Oleh karena itu, angka-angka ini memberikan korelasi yang tidak memadai antara mereka yang mendukung Syariah dan keyakinan yang dianggap tidak toleran. Selain itu, kerangka pertanyaan ini menunjukkan muslim yang mendukung Syariah hanya memahami penerapannya sebagai sistem hukum pidana yang selanjutnya melanggengkan kesalahpahaman tentang Syariah.
Pada awalnya, sepertinya jajak pendapat yang dilakukan Pew Research Center, memungkinkan orang untuk mengembangkan pemahaman yang terinformasi tentang apa arti Islam bagi muslim. Namun, yang terjadi justru sebaliknya.

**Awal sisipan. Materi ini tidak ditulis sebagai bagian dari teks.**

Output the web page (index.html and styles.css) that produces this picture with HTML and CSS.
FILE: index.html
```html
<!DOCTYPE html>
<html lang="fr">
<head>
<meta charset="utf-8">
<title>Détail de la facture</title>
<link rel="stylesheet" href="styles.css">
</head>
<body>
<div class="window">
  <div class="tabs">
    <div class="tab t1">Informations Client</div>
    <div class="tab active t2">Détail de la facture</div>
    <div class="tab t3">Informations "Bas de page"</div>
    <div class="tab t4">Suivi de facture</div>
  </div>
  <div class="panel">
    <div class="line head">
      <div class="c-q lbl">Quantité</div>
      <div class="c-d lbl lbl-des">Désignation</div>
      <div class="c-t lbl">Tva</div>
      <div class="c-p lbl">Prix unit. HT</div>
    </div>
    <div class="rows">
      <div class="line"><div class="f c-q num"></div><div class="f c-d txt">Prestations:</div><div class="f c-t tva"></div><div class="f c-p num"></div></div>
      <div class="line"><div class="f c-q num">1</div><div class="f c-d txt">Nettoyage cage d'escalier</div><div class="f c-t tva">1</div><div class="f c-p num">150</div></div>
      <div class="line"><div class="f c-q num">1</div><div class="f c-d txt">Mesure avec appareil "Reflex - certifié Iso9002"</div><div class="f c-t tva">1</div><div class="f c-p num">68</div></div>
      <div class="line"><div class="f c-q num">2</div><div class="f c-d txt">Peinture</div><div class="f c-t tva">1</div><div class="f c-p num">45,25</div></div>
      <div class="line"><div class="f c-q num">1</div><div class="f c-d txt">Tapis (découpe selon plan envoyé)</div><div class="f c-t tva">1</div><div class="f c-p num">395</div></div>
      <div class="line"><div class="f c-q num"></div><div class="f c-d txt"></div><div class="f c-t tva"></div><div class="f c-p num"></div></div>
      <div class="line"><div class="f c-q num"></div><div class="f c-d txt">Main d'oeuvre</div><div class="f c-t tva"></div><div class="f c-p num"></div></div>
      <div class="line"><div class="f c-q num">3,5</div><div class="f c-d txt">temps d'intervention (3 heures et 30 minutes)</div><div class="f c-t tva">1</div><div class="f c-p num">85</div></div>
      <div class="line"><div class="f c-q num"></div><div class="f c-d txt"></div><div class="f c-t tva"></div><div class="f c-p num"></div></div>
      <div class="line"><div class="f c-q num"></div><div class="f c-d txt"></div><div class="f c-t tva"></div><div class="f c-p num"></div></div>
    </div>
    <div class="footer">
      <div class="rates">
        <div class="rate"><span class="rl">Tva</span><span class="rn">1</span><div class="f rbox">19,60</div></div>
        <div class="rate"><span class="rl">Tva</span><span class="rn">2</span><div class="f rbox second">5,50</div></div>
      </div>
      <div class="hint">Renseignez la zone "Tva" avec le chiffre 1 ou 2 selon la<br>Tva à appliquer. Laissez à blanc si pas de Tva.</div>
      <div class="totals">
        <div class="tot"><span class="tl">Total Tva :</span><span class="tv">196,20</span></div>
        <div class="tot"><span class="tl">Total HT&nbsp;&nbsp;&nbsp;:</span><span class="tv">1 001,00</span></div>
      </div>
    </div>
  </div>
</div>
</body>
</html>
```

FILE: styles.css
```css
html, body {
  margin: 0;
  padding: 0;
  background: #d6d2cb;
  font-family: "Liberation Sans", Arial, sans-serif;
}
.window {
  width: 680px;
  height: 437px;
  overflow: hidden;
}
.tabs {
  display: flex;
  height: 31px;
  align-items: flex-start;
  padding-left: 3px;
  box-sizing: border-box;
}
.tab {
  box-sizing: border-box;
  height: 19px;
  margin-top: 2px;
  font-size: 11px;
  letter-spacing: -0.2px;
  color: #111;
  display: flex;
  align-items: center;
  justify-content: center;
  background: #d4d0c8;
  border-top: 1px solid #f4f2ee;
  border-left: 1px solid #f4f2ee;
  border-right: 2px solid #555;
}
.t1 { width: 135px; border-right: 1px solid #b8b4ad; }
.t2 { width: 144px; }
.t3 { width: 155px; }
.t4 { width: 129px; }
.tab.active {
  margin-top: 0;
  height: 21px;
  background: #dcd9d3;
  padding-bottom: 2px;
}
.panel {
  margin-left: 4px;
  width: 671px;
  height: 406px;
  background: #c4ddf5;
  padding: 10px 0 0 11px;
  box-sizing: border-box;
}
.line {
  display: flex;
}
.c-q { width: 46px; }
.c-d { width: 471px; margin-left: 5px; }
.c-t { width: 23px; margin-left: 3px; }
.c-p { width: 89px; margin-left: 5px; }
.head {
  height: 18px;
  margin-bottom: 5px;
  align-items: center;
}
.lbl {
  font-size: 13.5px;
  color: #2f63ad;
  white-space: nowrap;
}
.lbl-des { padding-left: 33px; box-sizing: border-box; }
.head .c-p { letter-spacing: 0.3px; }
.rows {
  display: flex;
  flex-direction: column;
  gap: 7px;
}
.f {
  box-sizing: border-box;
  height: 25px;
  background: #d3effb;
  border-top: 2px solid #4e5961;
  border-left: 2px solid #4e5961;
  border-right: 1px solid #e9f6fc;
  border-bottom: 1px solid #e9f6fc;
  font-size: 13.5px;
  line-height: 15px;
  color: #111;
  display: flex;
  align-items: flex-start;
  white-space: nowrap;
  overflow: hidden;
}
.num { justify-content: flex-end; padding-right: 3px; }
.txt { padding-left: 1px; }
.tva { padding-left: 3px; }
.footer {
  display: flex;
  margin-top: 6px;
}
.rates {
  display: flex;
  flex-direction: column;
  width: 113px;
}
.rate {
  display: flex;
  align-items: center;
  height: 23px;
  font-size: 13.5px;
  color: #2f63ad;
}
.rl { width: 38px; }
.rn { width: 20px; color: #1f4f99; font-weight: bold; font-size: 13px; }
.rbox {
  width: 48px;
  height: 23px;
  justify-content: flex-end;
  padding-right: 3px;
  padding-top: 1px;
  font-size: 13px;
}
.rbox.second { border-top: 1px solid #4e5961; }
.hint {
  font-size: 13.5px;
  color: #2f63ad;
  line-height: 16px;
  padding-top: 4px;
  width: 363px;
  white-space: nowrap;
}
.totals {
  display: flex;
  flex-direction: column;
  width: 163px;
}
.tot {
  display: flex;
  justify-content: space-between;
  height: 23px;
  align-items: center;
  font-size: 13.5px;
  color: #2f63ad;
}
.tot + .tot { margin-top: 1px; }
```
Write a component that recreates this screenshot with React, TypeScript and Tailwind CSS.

Angka-angka dan data ini mengukur jumlah pendapat yang dangkal terhadap pertanyaan yang dirancang khusus yang berasal dari kiasan negatif umum yang melayani sebagian besar audiens Barat. Mereka tidak memberikan pemahaman yang bernuansa tentang apa Syariah itu, bagaimana iklim sosial politik negara yang disurvei, seperti apa sejarah perkembangan Islam di wilayah tersebut secara budaya dan politik, bagaimana tingkat pendidikan responden, dan seberapa spesifik tafsir tentang Islam telah mempengaruhi negara, misalnya, agama yang disponsori negara, lembaga agama independen, atau partai politik keagamaan.
Jajak pendapat muslim jarang mempertanyakan sikap muslim terhadap pendidikan, perawatan kesehatan, kesejahteraan, peperangan, nasionalisme, korupsi pemerintah, konsep hak asasi manusia mereka, nilai-nilai komunitas dan keluarga mereka, atau bagaimana mereka memandang peran kontribusinya terhadap masyarakat.
Melalui data, wadah pemikir, dan gagasan yang terbentuk sebelumnya yang berakar pada orientalisme, muslim di negara-negara non-Barat dianggap sebagai orang yang sangat konservatif dan tidak toleran terhadap sikap yang tidak moderat terhadap gagasan liberal hak asasi manusia dan konsep Barat tentang toleransi sekuler.
Sikap terhadap muslim asing tidak lagi dibentuk melalui bias sederhana, tetapi diyakini dilegitimasi melalui angka-angka terukur yang membuktikan bahwa Islam dan Barat akhirnya tidak cocok.
Para orientalis, konservatif Barat, dan sekuler dogmatis seperti Bernard Lewis, Daniel Pipes, dan Zuhdi Jasser, memanfaatkan statistik ini yang selanjutnya mengasingkan muslim secara global dari Barat untuk melanjutkan agenda politik tertentu.